En el Laico, Santa Pola. |
Tras un breve paseo por el patio de armas y las instalaciones del Museo del Mar, que ofrece una muestra etnográfica concisa y suficiente de las tradiciones locales, volvimos a la trama urbana y redescubrimos el refulgente sol que la inundaba. Saludamos a la hermana de Pascual y a su cuñado, viandantes circunstanciales que se cruzaron en nuestro camino y, casi sin solución de continuidad, asentamos las posaderas en el primero de los destinos previstos por nuestro anfitrión. Un ‘bareto’ cercano a la antigua casa de sus padres, en la calle Deán Llopes, que nos proveyó de las cervezas que ansiábamos engullir y de unos sabrosos aperitivos: patatas fritas con jamón y olivas adobadas con pimentón y vinagre. El breve relajo nos suministró las fuerzas necesarias para acometer la conquista de la siguiente estación que fue, como no podía ser de otro modo, el bar ‘Laíco’, un destino insoslayable en el que degustamos unos magníficos taquitos de merluza rebozada preparados por su regente, maridados con una excelente mixtura de aceitunas y mejillones en escabeche.

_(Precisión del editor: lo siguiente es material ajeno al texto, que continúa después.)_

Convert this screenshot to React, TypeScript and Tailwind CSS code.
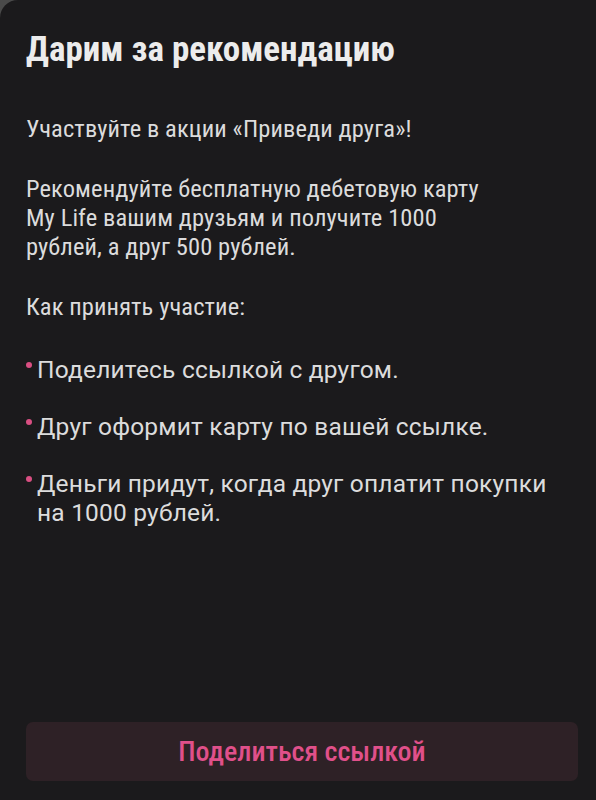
import React from 'react';

const steps = [
  'Поделитесь ссылкой с другом.',
  'Друг оформит карту по вашей ссылке.',
  'Деньги придут, когда друг оплатит покупки на 1000 рублей.',
];

export default function App() {
  return (
    <div className="w-[596px] h-[800px] bg-[#4a4a4a] overflow-hidden font-['Roboto'] font-stretch-condensed">
      <div className="w-full h-full bg-[#1b1a1c] rounded-tl-[18px] flex flex-col px-[26px]">
        <h1 className="mt-[30px] text-[35px] leading-[40px] font-bold text-[#ececec]">
          Дарим за рекомендацию
        </h1>

        <div className="mt-[44px] text-[24.5px] leading-[29px] tracking-[0.1px] text-[#dcdcdc]">
          <p>Участвуйте в акции «Приведи друга»!</p>
          <p className="mt-[31px] pr-[70px]">
            Рекомендуйте бесплатную дебетовую карту My Life вашим друзьям и получите 1000 рублей, а друг 500 рублей.
          </p>
          <p className="mt-[31px]">Как принять участие:</p>

          <ul className="mt-[34px] flex flex-col gap-[28px] font-stretch-normal tracking-[0.2px]">
            {steps.map((s) => (
              <li key={s} className="relative pl-[11px] pr-[10px]">
                <span className="absolute left-0 top-[7px] w-[6px] h-[6px] rounded-full bg-[#d94f82]" />
                {s}
              </li>
            ))}
          </ul>
        </div>

        <div className="flex-1" />

        <button className="mb-[19px] h-[59px] w-[552px] rounded-[7px] bg-[#2e2126] text-[28px] font-medium text-[#e0508a]">
          Поделиться ссылкой
        </button>
      </div>
    </div>
  );
}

Desde allí nos encaminamos al destino principal, el Restaurante Playa. Nadie albergábamos duda de que nuestro anfitrión habría elegido escrupulosamente la exquisitez del lugar de acogida. Y así lo contrastamos cuando estábamos atravesando su magnífico comedor, plenamente ocupado a esas horas, antes de ascender la escalera que conducía al reservado que nos habían preparado para ocasión tan singular. Era un espacio diáfano, de varias decenas de metros, en el que se había habilitado una mesa circular junto a una ventana estratégicamente situada, que proporcionaba una visión espléndida de la mar en un día calmo y sereno. En el horizonte se recortaba el perfil de Tabarca, que se mostraba acunada en aquella inmensa alfombra azul.
En aquel recoleto y exclusivo lugar degustamos un caldero excepcional que pocos saben hacer tan requetebién. Quiénes dominan este genuino guiso suelen poblar las tierras del sur del País Valencià, que también existen. Otros, menos virtuosos con los fogones y los ranchos, lo emulan en otros pagos con discutible éxito. Este fue un caldero excelentemente condimentado, con patatas que sabían a gloria y un remate de arroz a banda que no se lo saltaba un romano; eso sí, un puntito sentidito de sal, como es costumbre en el lugar. Le habían precedido unos aperitivos excelentes, a base de quisquilla y pescadito de la bahía, aderezados con ensaladas trufadas de ‘capellanet’ y ‘gatet’, que hicieron las delicias de todos.
No conformes con todo ello, cuando acabamos con el caldero (que por cierto no conseguimos agotar y que dio para algún que otro tupperware) nos entregamos a los postres y a las copas, que más que tales fueron una auténtica barra libre suministrada por unos restauradores generosos, cuya complicidad con el anfitrión se apreciaba a la legua. Una barra libre que, paradójicamente, transformamos en breves y recatadas consumiciones fruto de un uso tan voluntariamente comedido como exuberante se ofrecía la disponibilidad.
Las copas y sus efluvios suelen conducir casi inevitablemente a las canciones que, en este caso, estuvieron precedidas de algún pequeño escarceo discusivo de carácter político-religioso que, dadas las circunstancias ambientales, todos habíamos optado por evitar. Una de las primeras que sonó fue el Romance de la Amistad, esa especie de ‘pseudohimno’ particular con letra propia y música de Antonio Antón, cuyo estribillo cantamos al unísono dirigidos por el maestro y acompañados por el sonido de su guitarra. Fue el preámbulo del habitual ‘remake’ que hacemos del elenco de figuras que nos suele acompañar que, en este caso, se completaron con incorporaciones como las de Hilario Camacho y Bob Dylan. No faltaron Luis Llach y otros, ni tampoco las pachanguitas habituales.
Mientras tanto, la oquedad de la ventana nos allegaba el silencioso regreso de las barcas de pesca. De las que habían ido a echar la semana en las aguas de Argelia y de las que regresaban del faenar del día. El horizonte azul de la mar aparecía preñado de luces casi primaverales, inmóvil como la quietud, surcado por una flota alineada y silenciosa, patroneada por gentes esforzadas y generosas. Esa estela que se dibujaba con rumbo sureste-noroeste me recordó a la Concha, en el día que hacía un bimestre que se fue con las mismas olas que hoy nos devolvían los barcos ubérrimos, como lo era ella.
Con su paz y con la satisfacción y el gozo de vernos y tocarnos, de hablar y discutir, de compartir y cantar, de querernos y convivir concluimos un encuentro tan inolvidable como todos los precedentes.